The ACO has worked to grant non-Europe based teams travel ban exemptions to arrive for the race, with most of the Eurasia crew based in the Philippines, while its drivers Nobuya Yamanaka and Daniel Gaunt are from Japan and New Zealand, respectively.
Eurasia’s equipment and LMP2 car have been sitting in a warehouse in Antwerp, Belgium, since March after being shipped to Europe at the end of the Asian Le Mans Series season in anticipation of the original 6H Spa date in April.
“Well not normal that’s for sure,” Goddard told Sportscar365 of the preparations for Spa.
“The cars and equipment were shipped straight after Asian Le Mans at Sepang because originally Spa was going to be in April.
“So the last time we saw anything was way back at the end of February and now the cars are in a warehouse in Belgium waiting for us to arrive.
“Obviously with travel bans in place it hasn’t been possible for us to fly yet but the ACO has worked very hard on obtaining exemptions for non-EU teams.
“We now have one [and] we’re just waiting to get the visas now to go to France and we’ll be in Europe the first week of August, which will give us very little time to prepare the car.

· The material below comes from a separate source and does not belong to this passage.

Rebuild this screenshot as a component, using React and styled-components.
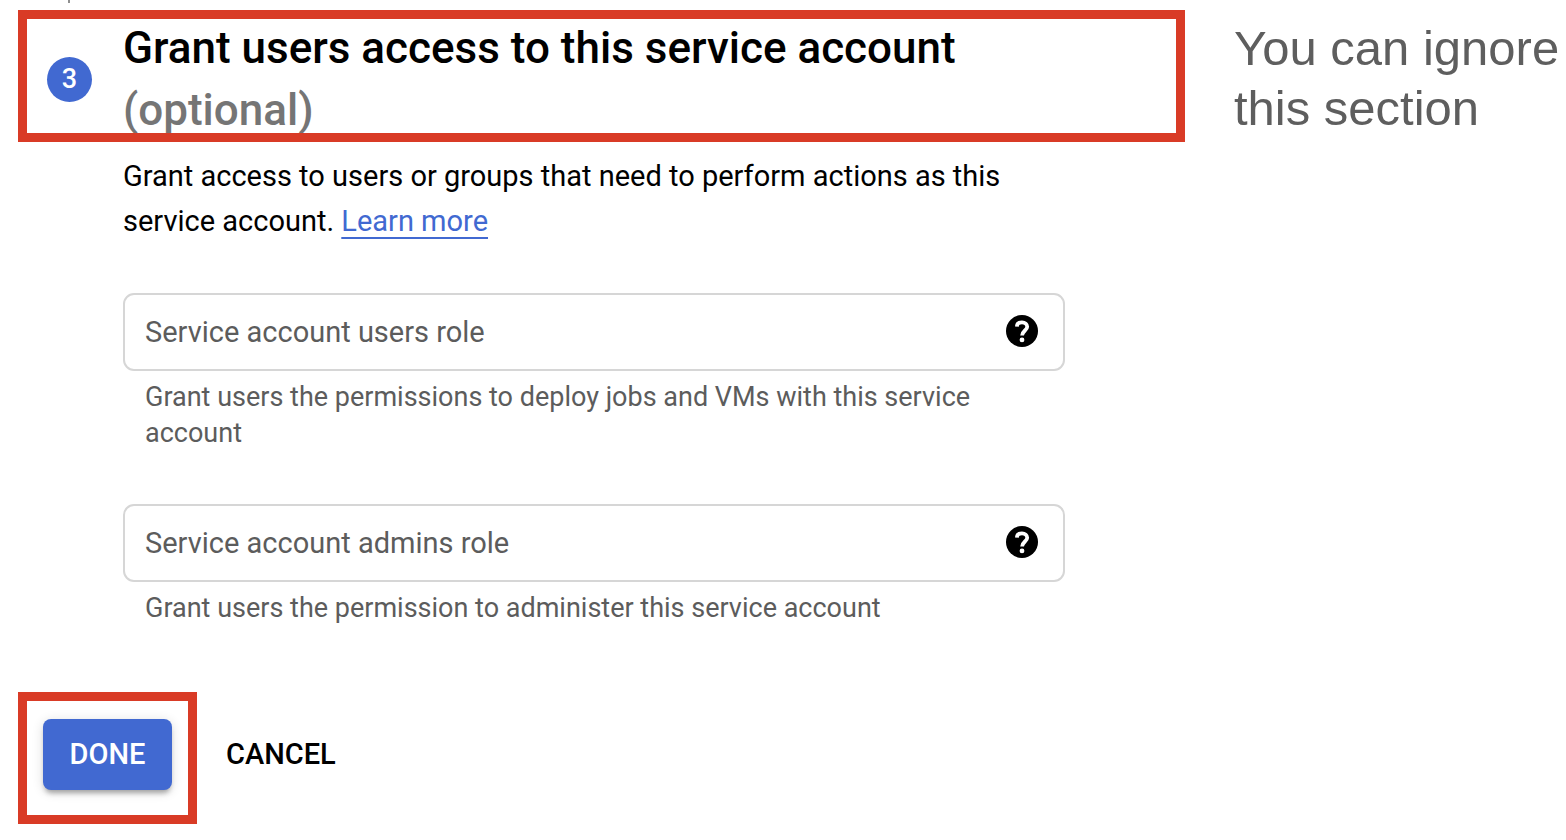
import React, { useId } from "react";
import styled, { createGlobalStyle, css } from "styled-components";

const GlobalStyle = createGlobalStyle`
  *, *::before, *::after { box-sizing: border-box; }
  body {
    margin: 0;
    background: #fff;
    color: #000;
    font-family: Roboto, "Liberation Sans", sans-serif;
    font-size: 29px;
  }
  h2, p { margin: 0; }
`;

const Page = styled.div`
  display: flex;
  align-items: flex-start;
  gap: 49px;
  padding: 0 0 16px 18px;
`;

const Step = styled.main`
  flex: 1;
  min-width: 0;
`;

const Connector = styled.div`
  width: 2px;
  height: 3px;
  margin: 0 0 7px 50px;
  background: #8f8f8f;
`;

const highlight = css`
  border: 9px solid #d93b26;
`;

const StepFrame = styled.header`
  ${highlight}
  height: 132px;
  overflow: hidden;
`;

const StepTitle = styled.div`
  display: flex;
  align-items: center;
  gap: 31px;
  margin-top: -2px;
  padding: 0 111px 0 20px;
`;

const StepNumber = styled.span`
  flex: none;
  width: 45px;
  height: 45px;
  border-radius: 50%;
  background: #4169d1;
  color: #fff;
  font-size: 27px;
  font-weight: 500;
  line-height: 44px;
  text-align: center;
`;

const Heading = styled.h2`
  font-size: 44px;
  font-weight: 500;
  line-height: 62px;
`;

const Optional = styled.span`
  color: #757575;
`;

const StepBody = styled.div`
  padding: 12px 120px 0 105px;
`;

const Intro = styled.p`
  line-height: 45px;
`;

const Link = styled.a`
  color: #4169d1;
  text-decoration: underline;
  text-decoration-thickness: 2px;
  text-underline-offset: 6px;
  text-decoration-skip-ink: none;
`;

const Fields = styled.div`
  display: flex;
  flex-direction: column;
  gap: 53px;
  padding-top: 49px;
`;

const FieldBox = styled.div`
  display: flex;
  align-items: center;
  height: 78px;
  padding: 0 25px 0 20px;
  border: 2px solid #d6d6d6;
  border-radius: 11px;
`;

const FieldInput = styled.input`
  flex: 1;
  min-width: 0;
  padding: 0;
  border: 0;
  outline: 0;
  background: none;
  color: #000;
  font: inherit;
  &::placeholder { color: #5c5c5c; opacity: 1; }
`;

const HelpButton = styled.button`
  display: flex;
  padding: 0 0 2px;
  border: 0;
  background: none;
  color: #000;
  cursor: pointer;
`;

const Hint = styled.p`
  padding: 8px 22px 0;
  color: #5c5c5c;
  font-size: 27px;
  line-height: 36px;
`;

const Actions = styled.div`
  display: flex;
  align-items: baseline;
  gap: 29px;
  padding-top: 66px;
`;

const ActionFrame = styled.div`
  ${highlight}
  padding: 18px 16px 25px;
`;

const Button = styled.button`
  border: 0;
  background: none;
  color: #000;
  font-family: inherit;
  font-size: 29px;
  font-weight: 500;
  line-height: 71px;
  padding: 0;
  cursor: pointer;
  ${(p) => p.$primary && css`
    min-width: 129px;
    border-radius: 8px;
    background: #4169d1;
    color: #fff;
    box-shadow: 0 5px 5px -2px rgba(0, 0, 0, 0.3), 0 2px 12px rgba(0, 0, 0, 0.14);
  `}
`;

const Note = styled.aside`
  flex: none;
  width: 332px;
  padding-top: 18px;
  color: #5e5e5e;
  font-family: "Liberation Sans", Arial, sans-serif;
  font-size: 49px;
  line-height: 60px;
`;

function HelpIcon() {
  return (
    <svg width="32" height="32" viewBox="0 0 32 32" aria-hidden="true">
      <circle cx="16" cy="16" r="16" fill="currentColor" />
      <path
        d="M10.9 11.6C11 8.9 13 7.4 16 7.4C19.1 7.4 21.2 9.2 21.2 11.8C21.2 15.4 16.1 15.7 16.1 20.6"
        fill="none"
        stroke="#fff"
        strokeWidth="3.8"
      />
      <circle cx="16" cy="24.9" r="2.4" fill="#fff" />
    </svg>
  );
}

function RoleField({ label, hint }) {
  const id = useId();
  return (
    <div>
      <FieldBox>
        <FieldInput aria-label={label} placeholder={label} aria-describedby={id} />
        <HelpButton type="button" aria-label={`Help: ${label}`}>
          <HelpIcon />
        </HelpButton>
      </FieldBox>
      <Hint id={id}>{hint}</Hint>
    </div>
  );
}

export default function App() {
  return (
    <>
      <GlobalStyle />
      <Page>
        <Step>
          <Connector />
          <StepFrame>
            <StepTitle>
              <StepNumber>3</StepNumber>
              <Heading>
                Grant users access to this service account <Optional>(optional)</Optional>
              </Heading>
            </StepTitle>
          </StepFrame>
          <StepBody>
            <Intro>
              Grant access to users or groups that need to perform actions as this service account.{" "}
              <Link href="#learn-more">Learn more</Link>
            </Intro>
            <Fields>
              <RoleField
                label="Service account users role"
                hint="Grant users the permissions to deploy jobs and VMs with this service account"
              />
              <RoleField
                label="Service account admins role"
                hint="Grant users the permission to administer this service account"
              />
            </Fields>
          </StepBody>
          <Actions>
            <ActionFrame>
              <Button type="button" $primary>DONE</Button>
            </ActionFrame>
            <Button type="button">CANCEL</Button>
          </Actions>
        </Step>
        <Note>You can ignore this section</Note>
      </Page>
    </>
  );
}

But we’ll be on the grid at Spa.”
The team’s driver lineup for Spa has also been shuffled due to travel restrictions with Nick Cassidy, who was originally slated to drive, now set to miss the event entirely.
If Cassidy were to leave Japan, where he is currently based, he would not be able to get back into the country to fulfill his Super GT and Super Formula commitments due to travel bans on foreign residents.
Therefore, Eurasia has had to source a European-based driver to join Yamanaka and Gaunt in the car, with the replacement also set to remain with the LMP2 outfit at Le Mans.
“The problem has been travel bans,” Goddard explained. “I don’t think it’s a secret that Nick Cassidy was meant to be in the car — he’s based in Japan and earns a living out of doing Super GT and Super Formula and right now if he leaves Japan he won’t be allowed back in.
“So that’s, unfortunately, him out of the equation. We do have a driver now but it will be announced on Wednesday.
“He’s European-based so he doesn’t have a problem with getting out or back into his home country.”
Yamanaka on the other hand has a “travel ban exemption” as he is a Japanese citizen and will be able to return to his home country. However, it’s not known whether he will go back in-between rounds or stay in Europe.
Pressure on Cost-Cutting
While Goddard agreed that teams are excited for the return of racing, he highlighted the seriousness around the need to cut costs amid the uncertain times.
“We’re looking forward to getting our racing programs back underway for this year with LMP2 and TCR Asia, but taking into account the times, organizers need to be reducing costs,” he said.
“I know we’re not the only team pushing for it. The ACO is doing a great job and we should be using the current circumstances to think even further outside the box.”
The sixth round of the WEC season and the championship’s first race in sixth months takes place on Aug. 15.